Thursday, August 30, 2007

225 Famous Quotations

Message no. 225[Branch from no. 220] Posted by Thomas Culhane (1311520071) on Sunday, February 4, 2007 6:02pm Subject: Famous Quotations!

Hi Adrienne et al. ! (et al. is academic speak for “and all”),

Adrienne this is is exactly the idea! If I can just tweak it a little, let me push for quotations in quotation marks. This is a general note for all of you: Remember to have at least three quotes in the relational summary, and put them IN QUOTES. Then give us the page number they came from. Everything we write in academia that is not our own original writing has to be in quotes!! You are providing the reader with a text map of thought and the reader always needs to know which ideas are uniquely yours (i.e. can only be found in your head) and which belong to others (i.e. can be found in their books or articles or speeches or thoughts). This means that when we provide a link to a website, if any of what we write in our relational summary is somebody else’s words (pulled from the website for example) they must also be in quotes. With websites it is hard to give a page number, and probably not necessary since we can do a “search and find” but we have to know the URL and we need to know what came from the site and what is your original contribution. So put everything you cut and paste or copy in QUOTES! Okay?

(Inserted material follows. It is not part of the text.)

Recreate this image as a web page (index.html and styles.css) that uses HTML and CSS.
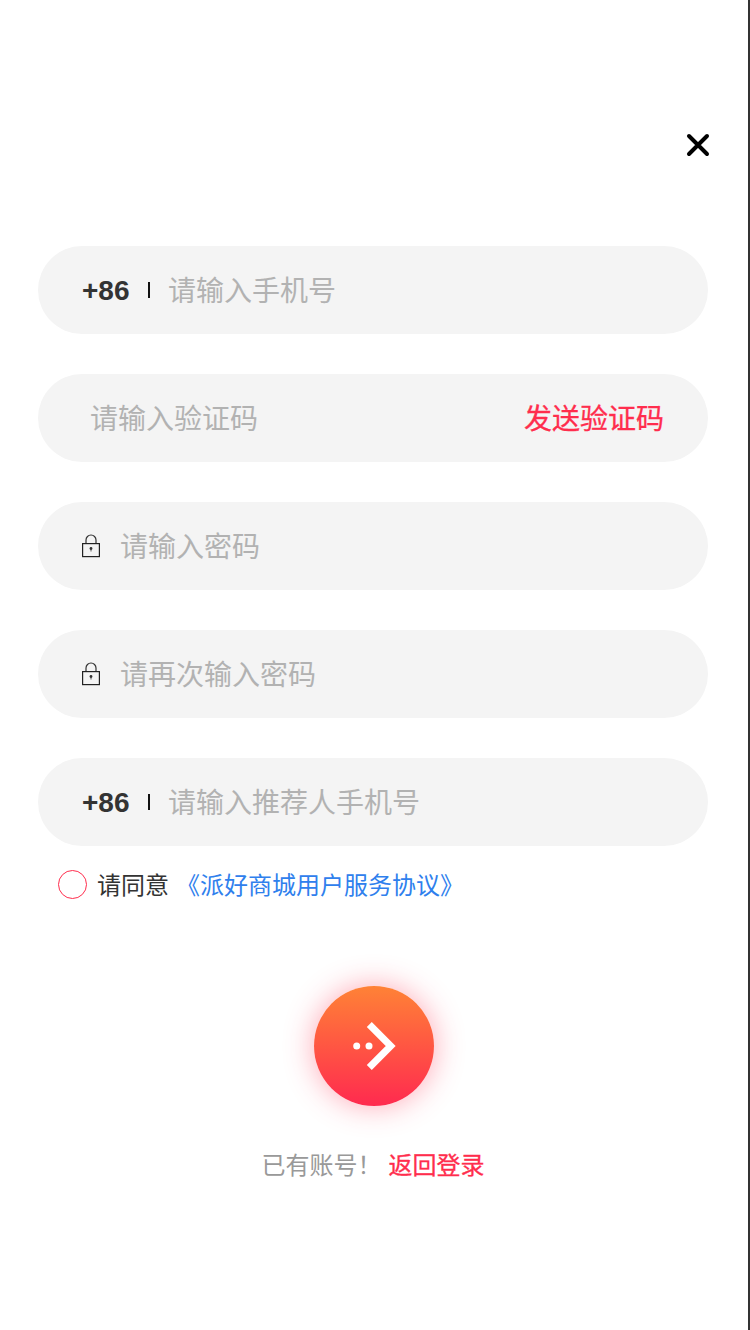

As you know, what we are working toward is relational summaries that tell us all HOW YOU RELATE TO THE TEXT AND ITS IDEAS. It is about YOU. So we use the quotes to support our own insights and observations. Remember that we all have the book (or soon will! Don’t worry Varshawn!) so the relational summaries are not summaries of what the book said. They are connections between the book and our own lives and environments.

You all are beginning to get the hang of it, so keep reading and writing.

ALSO, PLEASE COMMENT ON YOUR FELLOW STUDENTS RELATIONAL SUMMARIES, AND HELP EACH OTHER OUT. This is a safe place to grow, and what you want to do is to let your fellows know if the “mental maps” they created in their writings help you understand what they experienced and what they see in their head. All maps are attempts to communicate one persons environment to another person so that we can navigate together.

And here is the point: WRITING IS A MAP of a MENTAL ENVIRONMENT!

Hope that made sense! If not, I need to redraw my map!